A quarter of a century after Mathematica's founding, it "was largely owned by a group of  professors in Mathematics and Economics at Princeton University ... as this group aged, they opted to cash out by selling." The result was a 3-way split:
 Mathematica, now employee-owned, is the only unit still carrying the Mathematica name.
 Mathematica Products Group was sold in 1983, eventually becoming part of Computer Associates.
 MathTech was described as "a Washington-area educational consulting firm shortly after becoming, in 1986, an employee-owned company.

Research
In 1968, the pre-split Mathematica company conducted the first social policy experiment in the United States, the New Jersey Income Maintenance Experiment (an experimental study of a negative income tax), to test ways of encouraging low-income individuals to work.

In 1975, it was incorporated under its present name, as part of Mathematica, Inc. In 1986, the firm became employee-owned, and the only firm using the Mathematica name.

MPR became known for its large-scale random assignment evaluations of policies and programs such as abstinence education and Job Corps.

Research centers
In early 1995, Mathematica formed a research affiliate, the Center for Studying Health System Change, which provides objective analyses of how the country’s changing health care system affects individuals and families.

In 2007, the company launched the Center for Studying Disability Policy (CSDP), to inform disability policy formation with rigorous, objective research, and data collected from the people disability policy aims to serve. CSDP provides leadership and support for disability research and data collection conducted by Mathematica.
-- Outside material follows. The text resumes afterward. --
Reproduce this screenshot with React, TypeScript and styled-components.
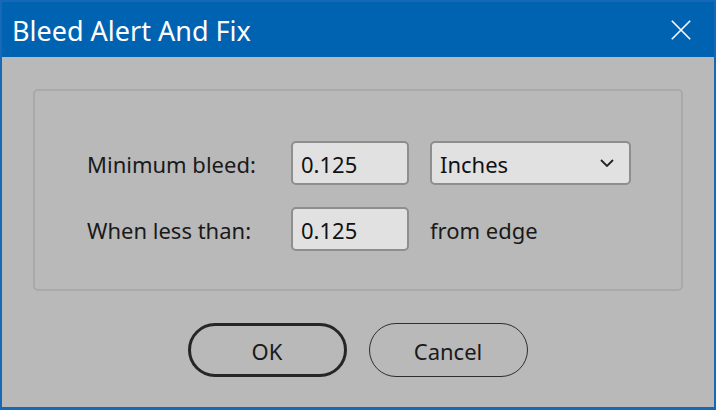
import React from "react";
import styled, { createGlobalStyle } from "styled-components";

const Global = createGlobalStyle`
  html, body { margin: 0; padding: 0; }
  body { width: 716px; height: 410px; overflow: hidden; background: #1769b8; }
  * { box-sizing: border-box; }
`;

const Window = styled.div`
  width: 716px;
  height: 410px;
  border: 2px solid #1769b8;
  border-bottom-width: 3px;
  display: flex;
  flex-direction: column;
  font-family: "Noto Sans", "Open Sans", sans-serif;
  color: #1a1a1a;
`;

const TitleBar = styled.div`
  height: 55px;
  background: #0063b1;
  display: flex;
  align-items: center;
  justify-content: space-between;
  padding: 0 23px 0 10px;
  color: #ffffff;
  flex-shrink: 0;
`;

const Title = styled.div`
  font-size: 27px;
  letter-spacing: 0px;
  padding-top: 2px;
`;

const CloseButton = styled.div`
  width: 20px;
  height: 20px;
  display: flex;
  align-items: center;
  justify-content: center;
  margin-top: 1px;
`;

const Body = styled.div`
  flex: 1;
  background: #b9b9b9;
  padding: 32px 31px 0 31px;
  display: flex;
  flex-direction: column;
  align-items: center;
`;

const GroupBox = styled.div`
  width: 650px;
  height: 202px;
  border: 2px solid #a9a9a9;
  border-radius: 5px;
  padding: 50px 0 0 52px;
`;

const FormGrid = styled.div`
  display: grid;
  grid-template-columns: 183px 118px auto;
  column-gap: 21px;
  row-gap: 22px;
  align-items: center;
`;

const Label = styled.div`
  font-size: 22px;
  padding-top: 2px;
`;

const Field = styled.div<{ $w?: number }>`
  width: ${(p) => p.$w ?? 118}px;
  height: 44px;
  background: #e1e1e1;
  border: 2px solid #8e8e8e;
  border-radius: 5px;
  display: flex;
  align-items: center;
  justify-content: space-between;
  padding: 0 15px 0 8px;
  font-size: 22px;
  color: #111111;
`;

const FieldText = styled.span`
  padding-top: 1px;
`;

const Buttons = styled.div`
  display: flex;
  gap: 22px;
  margin-top: 32px;
  padding-right: 1px;
`;

const Button = styled.div<{ $primary?: boolean }>`
  width: 159px;
  height: 54px;
  border-radius: 27px;
  border: ${(p) => (p.$primary ? "3px solid #262626" : "1.5px solid #2e2e2e")};
  display: flex;
  align-items: center;
  justify-content: center;
  font-size: 22px;
  color: #1a1a1a;
  padding-top: 1px;
`;

export default function App() {
  return (
    <>
      <Global />
      <Window>
        <TitleBar>
          <Title>Bleed Alert And Fix</Title>
          <CloseButton>
            <svg width="20" height="20" viewBox="0 0 20 20">
              <path d="M0.8 0.8 L19.2 19.2 M19.2 0.8 L0.8 19.2" stroke="#ffffff" strokeWidth="1.6" fill="none" />
            </svg>
          </CloseButton>
        </TitleBar>
        <Body>
          <GroupBox>
            <FormGrid>
              <Label>Minimum bleed:</Label>
              <Field>
                <FieldText>0.125</FieldText>
              </Field>
              <Field $w={201}>
                <FieldText>Inches</FieldText>
                <svg width="14" height="8" viewBox="0 0 14 8">
                  <path d="M1 1 L7 7 L13 1" stroke="#222222" strokeWidth="1.8" fill="none" />
                </svg>
              </Field>
              <Label>When less than:</Label>
              <Field>
                <FieldText>0.125</FieldText>
              </Field>
              <Label>from edge</Label>
            </FormGrid>
          </GroupBox>
          <Buttons>
            <Button $primary>OK</Button>
            <Button>Cancel</Button>
          </Buttons>
        </Body>
      </Window>
    </>
  );
}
In early 2008, Mathematica created the Center for Improving Research Evidence (CIRE),  to identify, assess, and disseminate results from quality, rigorous research to inform evidence-based policymaking. CIRE also provides technical assistance in designing, conducting, assessing, and using a range of scientific policy research and evaluations to support a growing national and international research base.

In 2010, Mathematica established the Center on Health Care Effectiveness (CHCE), a resource for policymakers, the public, and other stakeholders.

In 2013, Mathematica established the Center for International Policy Research and Evaluation (CIPRE). Its focus is to provide research-based information to funders and policymakers addressing global development issues.

Structure
Mathematica operates three business divisions: health, human services, and international research. Today, the company centers on research consultation for policy topics including disability, early childhood, education, family support, health, international, labor, and nutrition. The company specializes in program evaluation, policy analysis, survey design, data collection, data management, and interpretation. In recent years, it has begun offering services in data science, design, and visualization.